Last year he wrote that Mexicans in America are burdened if not doomed by their "ethnic capital," and will be for several generations. In "Heaven's Door," Borjas even wrote forgivingly of the quota system enacted in the 20's, observing that it "was not born out of thin air; it was the political consensus . . . reached after 30 years of debate." These are distasteful words to many people. But Borjas does not advocate a return to quotas.
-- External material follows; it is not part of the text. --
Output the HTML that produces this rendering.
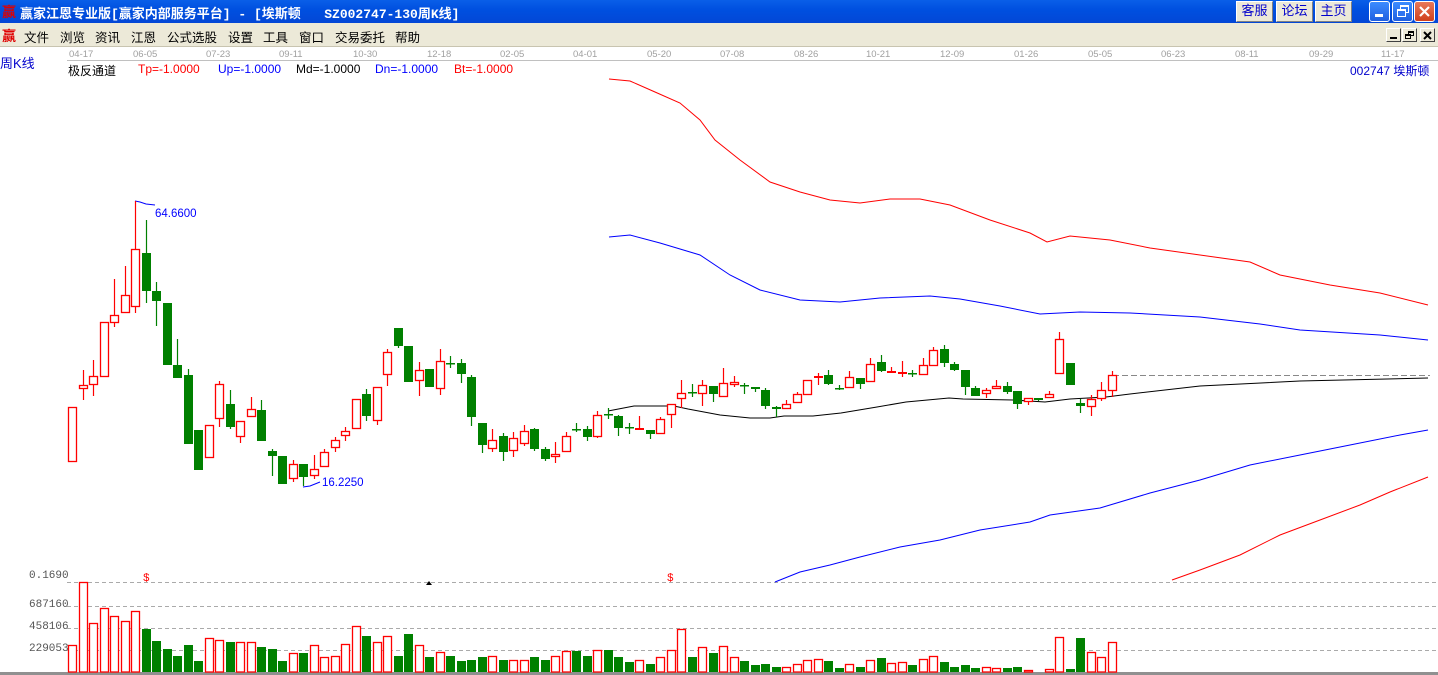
<!DOCTYPE html>
<html><head><meta charset="utf-8"><style>
*{margin:0;padding:0;box-sizing:border-box}
body{width:1438px;height:675px;overflow:hidden;background:#fff;position:relative;font-family:"Liberation Sans","Noto Sans CJK SC",sans-serif}
.title{position:absolute;left:0;top:0;width:1438px;height:23px;background:linear-gradient(#0a5fe8,#0050e0 40%,#0347d6);}
.title .t{position:absolute;left:20px;top:3px;color:#fff;font-weight:bold;font-size:13px;letter-spacing:0;white-space:pre;font-family:"Liberation Mono","Noto Sans CJK SC",monospace}
.ico{position:absolute;color:#e00000;font-weight:bold;font-size:14px;font-family:"Noto Sans CJK SC",sans-serif}
.tb{position:absolute;top:1px;height:21px;width:37px;background:#ece9d8;border:1px solid #fff;border-right-color:#808080;border-bottom-color:#808080;color:#00c;font-size:13px;text-align:center;line-height:18px}
.wb{position:absolute;top:1px;width:21px;height:21px;border:1px solid #fff;border-radius:3px;background:linear-gradient(#3c8cff,#1f5fe0)}
.menu{position:absolute;left:0;top:23px;width:1438px;height:24px;background:#ece9d8;border-bottom:1px solid #c8c4b0}
.menu span{position:absolute;top:4px;font-size:12.5px;color:#000}
.mb{position:absolute;top:28px;width:15px;height:14px;background:#ece9d8;border:1px solid #fff;border-right-color:#404040;border-bottom-color:#404040}
.d{position:absolute;top:49px;font-size:9.5px;color:#a0a0a0}
.lg{position:absolute;top:62px;font-size:12px}
.vl{position:absolute;left:29px;font-size:11px;color:#555;font-family:"Liberation Mono",monospace}
</style></head><body>
<div class="title"><span class="ico" style="left:2px;top:2px">赢</span><span class="t">赢家江恩专业版[赢家内部服务平台] - [埃斯顿   SZ002747-130周K线]</span>
<div class="tb" style="left:1236px">客服</div><div class="tb" style="left:1276px">论坛</div><div class="tb" style="left:1315px">主页</div>
<div class="wb" style="left:1369px"><div style="position:absolute;left:5px;top:12px;width:8px;height:3px;background:#fff"></div></div>
<div class="wb" style="left:1392px"><div style="position:absolute;left:7px;top:3px;width:9px;height:8px;border:2px solid #fff;border-width:2px 1px 1px 1px"></div><div style="position:absolute;left:4px;top:7px;width:9px;height:8px;border:2px solid #fff;border-width:2px 1px 1px 1px;background:#2f74f0"></div></div>
<div class="wb" style="left:1414px;background:linear-gradient(#e8785a,#d0401c)"><svg width="19" height="19" style="position:absolute;left:0;top:0"><path d="M5 5L14 14M14 5L5 14" stroke="#fff" stroke-width="2.2"/></svg></div>
</div>
<div class="menu"><span style="left:2px;top:3px;color:#e00000;font-weight:bold;font-size:14px">赢</span>
<span style="left:24px">文件</span><span style="left:60px">浏览</span><span style="left:95px">资讯</span><span style="left:131px">江恩</span><span style="left:167px">公式选股</span><span style="left:228px">设置</span><span style="left:263px">工具</span><span style="left:299px">窗口</span><span style="left:335px">交易委托</span><span style="left:395px">帮助</span>
</div>
<div class="mb" style="left:1386px"><div style="position:absolute;left:3px;top:8px;width:7px;height:2px;background:#000"></div></div>
<div class="mb" style="left:1402px"><div style="position:absolute;left:5px;top:2px;width:6px;height:5px;border:1px solid #000;border-top-width:2px"></div><div style="position:absolute;left:2px;top:5px;width:6px;height:5px;border:1px solid #000;border-top-width:2px;background:#ece9d8"></div></div>
<div class="mb" style="left:1420px"><svg width="13" height="12" style="position:absolute;left:0;top:0"><path d="M3 3L10 10M10 3L3 10" stroke="#000" stroke-width="2"/></svg></div>
<div style="position:absolute;left:67px;top:60px;width:1371px;height:1px;background:#c0c0c0"></div>
<span class="d" style="left:69px">04-17</span><span class="d" style="left:133px">06-05</span><span class="d" style="left:206px">07-23</span><span class="d" style="left:279px">09-11</span><span class="d" style="left:353px">10-30</span><span class="d" style="left:427px">12-18</span><span class="d" style="left:500px">02-05</span><span class="d" style="left:573px">04-01</span><span class="d" style="left:647px">05-20</span><span class="d" style="left:720px">07-08</span><span class="d" style="left:794px">08-26</span><span class="d" style="left:866px">10-21</span><span class="d" style="left:940px">12-09</span><span class="d" style="left:1014px">01-26</span><span class="d" style="left:1088px">05-05</span><span class="d" style="left:1161px">06-23</span><span class="d" style="left:1235px">08-11</span><span class="d" style="left:1309px">09-29</span><span class="d" style="left:1381px">11-17</span>
<span class="lg" style="left:0;top:53px;color:#00c;font-size:13px">周K线</span>
<span class="lg" style="left:68px;color:#000">极反通道</span><span class="lg" style="left:138px;color:#f00">Tp=-1.0000</span><span class="lg" style="left:218px;color:#00f">Up=-1.0000</span><span class="lg" style="left:296px;color:#000">Md=-1.0000</span><span class="lg" style="left:375px;color:#00f">Dn=-1.0000</span><span class="lg" style="left:454px;color:#f00">Bt=-1.0000</span>
<span class="lg" style="left:1350px;color:#00c">002747 埃斯顿</span>
<span class="vl" style="top:570px">0.1690</span><span class="vl" style="top:599px">687160</span><span class="vl" style="top:621px">458106</span><span class="vl" style="top:643px">229053</span>
<svg id="s" width="1438" height="675" style="position:absolute;left:0;top:0" xmlns="http://www.w3.org/2000/svg">
<g stroke="#aaa" stroke-dasharray="4,3" stroke-width="1"><path d="M67 582.5H1438M67 606.5H1438M67 628.5H1438M67 650.5H1438"/></g>
<rect x="0" y="672" width="1438" height="3" fill="#909090"/>
<text x="143" y="581" fill="#f00" font-size="11" font-family="Liberation Mono">$</text>
<text x="667" y="581" fill="#f00" font-size="11" font-family="Liberation Mono">$</text>
<path d="M426 585L429 581L432 585Z" fill="#000"/>
<g fill="none" stroke-width="1">
<polyline stroke="#f00" points="609,79 630,81 655,92 680,103 700,120 715,140 740,160 770,182 800,192 830,200 860,203 890,199 920,199 950,205 990,220 1030,233 1047,242 1070,236 1110,240 1150,248 1200,255 1250,262 1280,275 1330,285 1380,293 1428,305"/>
<polyline stroke="#00f" points="609,237 630,235 660,243 700,255 730,275 760,290 800,300 840,302 880,298 930,296 960,299 1000,306 1040,314 1080,312 1130,313 1200,317 1260,324 1300,330 1380,335 1428,340"/>
<polyline stroke="#00f" points="775,582 800,572 830,565 860,557 900,547 940,540 980,530 1030,522 1050,515 1100,508 1150,493 1200,480 1250,465 1300,455 1350,445 1400,435 1428,430"/>
<polyline stroke="#f00" points="1172,580 1200,570 1240,555 1280,535 1320,520 1360,505 1390,492 1428,477"/>
<polyline stroke="#000" points="608,411 634,406 674,406 688,409 720,415 750,418 770,418 784,416 813,416 841,413 877,407 906,402 949,398 963,399 1013,400 1045,402 1070,399 1106,397 1130,394 1200,386 1300,381 1428,378"/>
<path d="M1113 375.5H1430" stroke="#888" stroke-dasharray="6,3"/>
<polyline stroke="#00f" points="135,201 140,202 146,204 155,205"/>
<polyline stroke="#00f" points="303,487 310,486 315,484 320,482"/>
</g>
<text x="155" y="217" fill="#00f" font-size="11.5" font-family="Liberation Sans">64.6600</text>
<text x="322" y="486" fill="#00f" font-size="11.5" font-family="Liberation Sans">16.2250</text>
<g id="c"></g>
</svg>
<script>
var C=[[407,462,407,462,'r'],[385,389,370,400,'r'],[376,385,360,396,'r'],[322,377,322,377,'r'],[315,323,279,327,'r'],[295,313,266,313,'r'],[249,307,201,313,'r'],[253,291,220,303,'g'],[291,301,282,326,'g'],[303,365,303,365,'g'],
[365,378,339,378,'g'],[375,444,369,444,'g'],[430,470,430,470,'g'],[425,458,425,458,'r'],[384,419,381,427,'r'],[404,427,390,429,'g'],[421,437,421,443,'r'],[409,417,397,417,'r'],[410,441,400,441,'g'],[451,456,449,476,'g'],
[456,484,456,484,'g'],[464,479,460,482,'r'],[464,477,464,486,'g'],[469,476,455,479,'r'],[452,467,449,467,'r'],[440,448,437,452,'r'],[431,436,427,441,'r'],[399,429,399,429,'r'],[394,416,389,421,'g'],[387,421,387,425,'r'],
[352,375,349,386,'r'],[328,346,328,348,'g'],[346,382,346,382,'g'],[370,381,362,396,'r'],[369,387,369,387,'g'],[361,389,349,395,'r'],[363,363,356,368,'g'],[363,374,359,383,'g'],[377,417,375,426,'g'],[423,445,423,453,'g'],
[440,449,429,452,'r'],[436,452,433,461,'g'],[438,451,432,457,'r'],[431,444,425,446,'r'],[429,449,428,451,'g'],[449,459,447,461,'g'],[454,457,442,463,'r'],[436,452,432,452,'r'],[429,429,423,432,'g'],[429,437,426,441,'g'],
[415,437,411,438,'r'],[414,414,408,419,'g'],[416,428,415,436,'g'],[427,427,423,434,'g'],[428,429,416,429,'r'],[430,434,430,439,'g'],[419,434,417,434,'r'],[404,415,404,428,'r'],[393,399,380,408,'r'],[392,392,384,397,'g'],
[385,394,380,406,'r'],[386,394,386,402,'g'],[383,397,368,397,'r'],[382,385,376,387,'r'],[385,385,383,394,'g'],[387,389,387,392,'g'],[390,406,388,409,'g'],[407,409,406,417,'g'],[404,409,400,409,'r'],[394,403,392,403,'r'],
[380,395,380,395,'r'],[376,377,373,385,'r'],[375,384,370,385,'g'],[388,388,385,390,'g'],[377,388,371,388,'r'],[378,384,378,389,'g'],[364,382,358,382,'r'],[362,371,355,372,'g'],[371,372,367,373,'r'],[372,372,361,377,'r'],
[373,373,370,377,'g'],[365,375,358,375,'r'],[350,366,347,366,'r'],[349,363,345,367,'g'],[364,370,362,371,'g'],[370,387,370,395,'g'],[388,396,386,396,'g'],[390,394,388,398,'r'],[386,389,380,389,'r'],[386,392,382,394,'g'],
[391,404,391,409,'g'],[398,402,398,405,'r'],[398,400,398,401,'g'],[394,398,391,398,'r'],[339,374,332,374,'r'],[363,385,363,385,'g'],[403,406,399,413,'g'],[399,407,395,416,'r'],[390,399,382,401,'r'],[375,391,371,397,'r']];
var V=[645,582,623,608,616,621,611,629,641,649,656,645,661,638,640,642,642,642,647,649,661,653,653,645,657,656,644,626,636,642,636,656,634,645,657,652,656,661,660,657,656,660,660,660,657,660,656,651,651,656,650,650,657,662,660,664,657,650,629,657,647,653,646,657,661,665,664,667,667,664,660,659,661,668,664,667,660,658,663,662,665,659,656,662,667,665,668,667,668,668,667,670,672,669,637,669,638,652,657,642];
var h='';
for(var i=0;i<C.length;i++){var c=C[i],x=Math.round(72+i*10.5),col=c[4]=='r'?'#f00':'#008000';
h+='<path d="M'+(x+0.5)+' '+c[2]+'V'+c[3]+'" stroke="'+col+'" stroke-width="1.2"/>';
var bh=c[1]-c[0];
if(c[4]=='g'){h+='<rect x="'+(x-4)+'" y="'+c[0]+'" width="9" height="'+Math.max(bh,1.5)+'" fill="#008000"/>';}
else if(bh<2){h+='<rect x="'+(x-4)+'" y="'+c[0]+'" width="9" height="2" fill="#f00"/>';}
else{h+='<rect x="'+(x-3.5)+'" y="'+(c[0]+0.5)+'" width="8" height="'+(bh-1)+'" fill="#fff" stroke="#f00" stroke-width="1.3"/>';}
var t=V[i],vh=672-t;
if(vh>0){if(c[4]=='g')h+='<rect x="'+(x-4)+'" y="'+t+'" width="9" height="'+vh+'" fill="#008000"/>';
else h+='<rect x="'+(x-3.5)+'" y="'+(t+0.5)+'" width="8" height="'+(vh-0.5)+'" fill="#fff" stroke="#f00" stroke-width="1.3"/>';}
}
document.getElementById('c').innerHTML=h;
</script>
</body></html>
His point is that Americans shouldn't kid themselves: "National origin and immigrant skills are so intimately related, any attempt to change one will inevitably change the other."
The article went on to explain that Borjas is often criticized by other economists for assuming that a native-born high school dropout "is interchangeable with an immigrant of the same skill level," even though that is not the case:
Natives have a different mix of skills -- English, for instance, or knowledge of the landscape. In economists' lingo, foreigners are not "perfect substitutes." (Friedberg also observed this in Israel.) In some cases, they will complement rather than compete with native workers. Vietnamese manicurists in California cater to a lower-price, less-exclusive market than native-run salons. The particular skills of an Italian designer -- or even an economist -- are distinct from an American's.
[M]any Mexicans work jobs that are unappealing to most Americans; in this sense, they are not exactly like natives of their skill level either. Mexicans have replenished some occupations that would have become underpopulated; for instance, 40,000 people who became meat processors immigrated to the U.S. during the 1990's, shoring up the industry. Without them, some plants would have raised wages, but others would have closed or, indeed, relocated to Mexico.